__Data shown__
— BEGIN —

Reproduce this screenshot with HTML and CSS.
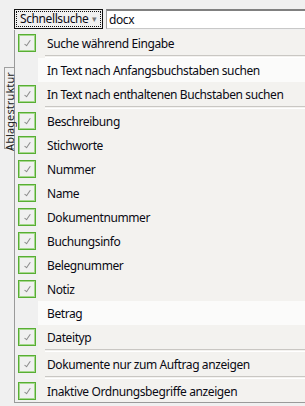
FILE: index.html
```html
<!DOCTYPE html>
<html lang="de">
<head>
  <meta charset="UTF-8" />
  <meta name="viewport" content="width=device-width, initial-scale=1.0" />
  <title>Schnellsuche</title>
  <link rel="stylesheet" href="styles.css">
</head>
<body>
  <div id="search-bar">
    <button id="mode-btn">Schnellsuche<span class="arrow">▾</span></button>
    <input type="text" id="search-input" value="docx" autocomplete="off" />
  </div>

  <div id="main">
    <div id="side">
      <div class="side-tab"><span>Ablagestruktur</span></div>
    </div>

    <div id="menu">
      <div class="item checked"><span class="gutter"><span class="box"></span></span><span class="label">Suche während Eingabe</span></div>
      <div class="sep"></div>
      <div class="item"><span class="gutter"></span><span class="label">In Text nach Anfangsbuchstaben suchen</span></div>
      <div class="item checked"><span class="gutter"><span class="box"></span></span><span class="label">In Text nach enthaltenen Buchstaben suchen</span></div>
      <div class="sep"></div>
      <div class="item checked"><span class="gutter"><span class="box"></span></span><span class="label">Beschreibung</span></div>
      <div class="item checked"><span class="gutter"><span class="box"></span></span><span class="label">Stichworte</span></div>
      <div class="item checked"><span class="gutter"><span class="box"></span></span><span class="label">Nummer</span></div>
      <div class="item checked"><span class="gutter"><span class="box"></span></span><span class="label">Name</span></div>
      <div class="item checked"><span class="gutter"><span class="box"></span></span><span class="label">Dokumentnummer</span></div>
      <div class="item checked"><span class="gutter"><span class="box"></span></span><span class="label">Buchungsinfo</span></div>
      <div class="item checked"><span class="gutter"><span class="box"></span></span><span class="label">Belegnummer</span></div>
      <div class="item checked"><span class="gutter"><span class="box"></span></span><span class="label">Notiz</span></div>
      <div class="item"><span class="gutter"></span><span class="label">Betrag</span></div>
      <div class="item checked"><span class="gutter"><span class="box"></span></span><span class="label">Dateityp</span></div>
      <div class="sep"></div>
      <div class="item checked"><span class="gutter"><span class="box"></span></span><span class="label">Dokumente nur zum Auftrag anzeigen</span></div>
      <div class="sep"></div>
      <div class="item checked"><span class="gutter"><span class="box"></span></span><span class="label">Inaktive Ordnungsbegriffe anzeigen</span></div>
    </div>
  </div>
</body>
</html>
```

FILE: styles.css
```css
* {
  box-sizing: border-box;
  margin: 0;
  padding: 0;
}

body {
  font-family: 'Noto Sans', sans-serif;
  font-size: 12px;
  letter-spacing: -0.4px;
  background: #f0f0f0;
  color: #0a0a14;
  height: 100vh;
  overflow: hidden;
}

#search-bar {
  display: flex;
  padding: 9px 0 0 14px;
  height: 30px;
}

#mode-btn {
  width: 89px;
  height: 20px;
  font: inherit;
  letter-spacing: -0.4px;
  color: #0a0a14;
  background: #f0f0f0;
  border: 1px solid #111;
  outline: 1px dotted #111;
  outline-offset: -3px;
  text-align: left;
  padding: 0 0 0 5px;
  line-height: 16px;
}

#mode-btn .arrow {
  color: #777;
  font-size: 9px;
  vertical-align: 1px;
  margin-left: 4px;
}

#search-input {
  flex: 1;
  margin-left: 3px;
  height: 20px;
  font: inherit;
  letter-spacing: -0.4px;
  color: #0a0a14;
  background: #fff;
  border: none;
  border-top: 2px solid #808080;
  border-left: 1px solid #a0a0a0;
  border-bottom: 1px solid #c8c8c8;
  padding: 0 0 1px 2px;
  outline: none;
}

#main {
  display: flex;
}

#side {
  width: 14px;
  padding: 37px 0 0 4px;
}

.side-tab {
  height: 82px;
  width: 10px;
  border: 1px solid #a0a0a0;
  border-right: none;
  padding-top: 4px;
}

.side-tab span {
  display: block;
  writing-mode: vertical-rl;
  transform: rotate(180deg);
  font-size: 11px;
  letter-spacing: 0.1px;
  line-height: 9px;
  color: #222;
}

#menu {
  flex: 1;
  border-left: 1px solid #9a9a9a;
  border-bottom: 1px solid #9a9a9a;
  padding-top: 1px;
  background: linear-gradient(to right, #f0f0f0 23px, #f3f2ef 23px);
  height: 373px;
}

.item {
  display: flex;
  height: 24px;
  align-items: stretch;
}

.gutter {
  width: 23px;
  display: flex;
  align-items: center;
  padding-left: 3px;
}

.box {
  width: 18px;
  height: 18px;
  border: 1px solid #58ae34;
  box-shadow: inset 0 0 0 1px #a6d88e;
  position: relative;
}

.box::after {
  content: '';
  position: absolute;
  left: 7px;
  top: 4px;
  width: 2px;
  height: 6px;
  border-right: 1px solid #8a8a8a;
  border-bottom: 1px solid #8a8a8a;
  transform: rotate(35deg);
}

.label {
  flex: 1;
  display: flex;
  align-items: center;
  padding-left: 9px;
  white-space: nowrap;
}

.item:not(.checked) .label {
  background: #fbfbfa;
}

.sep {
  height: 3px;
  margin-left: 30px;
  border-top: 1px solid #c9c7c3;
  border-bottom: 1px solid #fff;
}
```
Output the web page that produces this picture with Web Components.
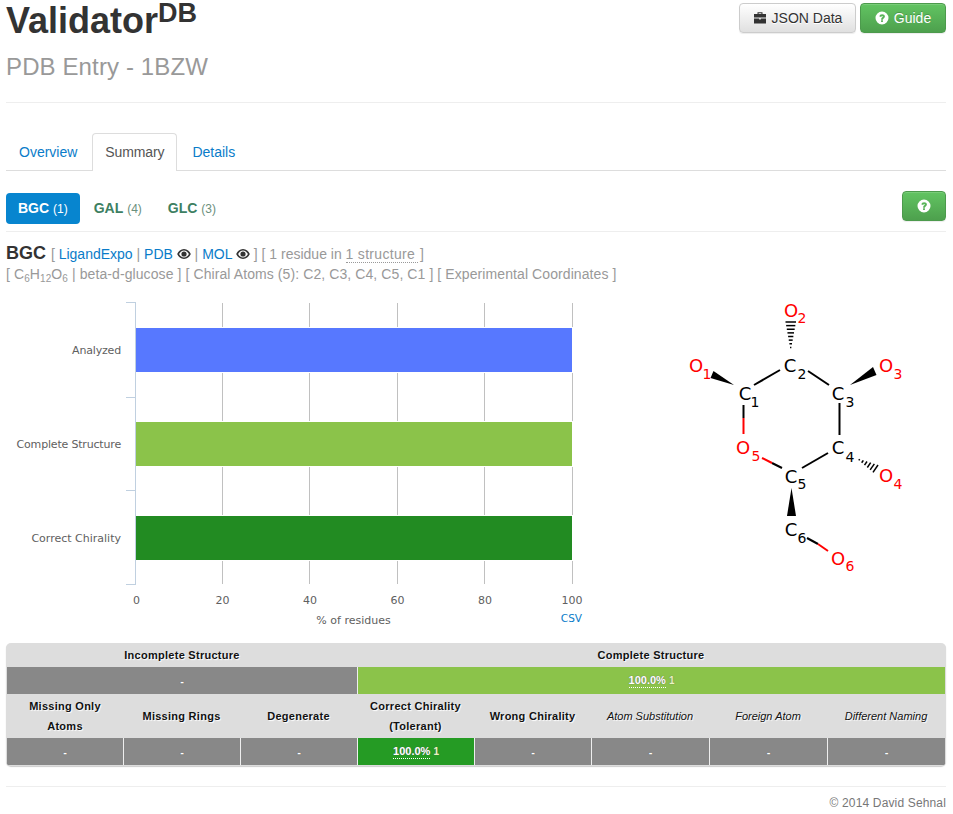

— END —

__Exercise__
Each line of the material must be retyped exactly, except that images are omitted.

__Written answer__
Reproduce this screenshot with HTML and CSS.
FILE: index.html
```html
<!DOCTYPE html>
<html lang="de">
<head>
  <meta charset="UTF-8" />
  <meta name="viewport" content="width=device-width, initial-scale=1.0" />
  <title>Schnellsuche</title>
  <link rel="stylesheet" href="styles.css">
</head>
<body>
  <div id="search-bar">
    <button id="mode-btn">Schnellsuche<span class="arrow">▾</span></button>
    <input type="text" id="search-input" value="docx" autocomplete="off" />
  </div>

  <div id="main">
    <div id="side">
      <div class="side-tab"><span>Ablagestruktur</span></div>
    </div>

    <div id="menu">
      <div class="item checked"><span class="gutter"><span class="box"></span></span><span class="label">Suche während Eingabe</span></div>
      <div class="sep"></div>
      <div class="item"><span class="gutter"></span><span class="label">In Text nach Anfangsbuchstaben suchen</span></div>
      <div class="item checked"><span class="gutter"><span class="box"></span></span><span class="label">In Text nach enthaltenen Buchstaben suchen</span></div>
      <div class="sep"></div>
      <div class="item checked"><span class="gutter"><span class="box"></span></span><span class="label">Beschreibung</span></div>
      <div class="item checked"><span class="gutter"><span class="box"></span></span><span class="label">Stichworte</span></div>
      <div class="item checked"><span class="gutter"><span class="box"></span></span><span class="label">Nummer</span></div>
      <div class="item checked"><span class="gutter"><span class="box"></span></span><span class="label">Name</span></div>
      <div class="item checked"><span class="gutter"><span class="box"></span></span><span class="label">Dokumentnummer</span></div>
      <div class="item checked"><span class="gutter"><span class="box"></span></span><span class="label">Buchungsinfo</span></div>
      <div class="item checked"><span class="gutter"><span class="box"></span></span><span class="label">Belegnummer</span></div>
      <div class="item checked"><span class="gutter"><span class="box"></span></span><span class="label">Notiz</span></div>
      <div class="item"><span class="gutter"></span><span class="label">Betrag</span></div>
      <div class="item checked"><span class="gutter"><span class="box"></span></span><span class="label">Dateityp</span></div>
      <div class="sep"></div>
      <div class="item checked"><span class="gutter"><span class="box"></span></span><span class="label">Dokumente nur zum Auftrag anzeigen</span></div>
      <div class="sep"></div>
      <div class="item checked"><span class="gutter"><span class="box"></span></span><span class="label">Inaktive Ordnungsbegriffe anzeigen</span></div>
    </div>
  </div>
</body>
</html>
```

FILE: styles.css
```css
* {
  box-sizing: border-box;
  margin: 0;
  padding: 0;
}

body {
  font-family: 'Noto Sans', sans-serif;
  font-size: 12px;
  letter-spacing: -0.4px;
  background: #f0f0f0;
  color: #0a0a14;
  height: 100vh;
  overflow: hidden;
}

#search-bar {
  display: flex;
  padding: 9px 0 0 14px;
  height: 30px;
}

#mode-btn {
  width: 89px;
  height: 20px;
  font: inherit;
  letter-spacing: -0.4px;
  color: #0a0a14;
  background: #f0f0f0;
  border: 1px solid #111;
  outline: 1px dotted #111;
  outline-offset: -3px;
  text-align: left;
  padding: 0 0 0 5px;
  line-height: 16px;
}

#mode-btn .arrow {
  color: #777;
  font-size: 9px;
  vertical-align: 1px;
  margin-left: 4px;
}

#search-input {
  flex: 1;
  margin-left: 3px;
  height: 20px;
  font: inherit;
  letter-spacing: -0.4px;
  color: #0a0a14;
  background: #fff;
  border: none;
  border-top: 2px solid #808080;
  border-left: 1px solid #a0a0a0;
  border-bottom: 1px solid #c8c8c8;
  padding: 0 0 1px 2px;
  outline: none;
}

#main {
  display: flex;
}

#side {
  width: 14px;
  padding: 37px 0 0 4px;
}

.side-tab {
  height: 82px;
  width: 10px;
  border: 1px solid #a0a0a0;
  border-right: none;
  padding-top: 4px;
}

.side-tab span {
  display: block;
  writing-mode: vertical-rl;
  transform: rotate(180deg);
  font-size: 11px;
  letter-spacing: 0.1px;
  line-height: 9px;
  color: #222;
}

#menu {
  flex: 1;
  border-left: 1px solid #9a9a9a;
  border-bottom: 1px solid #9a9a9a;
  padding-top: 1px;
  background: linear-gradient(to right, #f0f0f0 23px, #f3f2ef 23px);
  height: 373px;
}

.item {
  display: flex;
  height: 24px;
  align-items: stretch;
}

.gutter {
  width: 23px;
  display: flex;
  align-items: center;
  padding-left: 3px;
}

.box {
  width: 18px;
  height: 18px;
  border: 1px solid #58ae34;
  box-shadow: inset 0 0 0 1px #a6d88e;
  position: relative;
}

.box::after {
  content: '';
  position: absolute;
  left: 7px;
  top: 4px;
  width: 2px;
  height: 6px;
  border-right: 1px solid #8a8a8a;
  border-bottom: 1px solid #8a8a8a;
  transform: rotate(35deg);
}

.label {
  flex: 1;
  display: flex;
  align-items: center;
  padding-left: 9px;
  white-space: nowrap;
}

.item:not(.checked) .label {
  background: #fbfbfa;
}

.sep {
  height: 3px;
  margin-left: 30px;
  border-top: 1px solid #c9c7c3;
  border-bottom: 1px solid #fff;
}
```
Output the web page that produces this picture with Web Components.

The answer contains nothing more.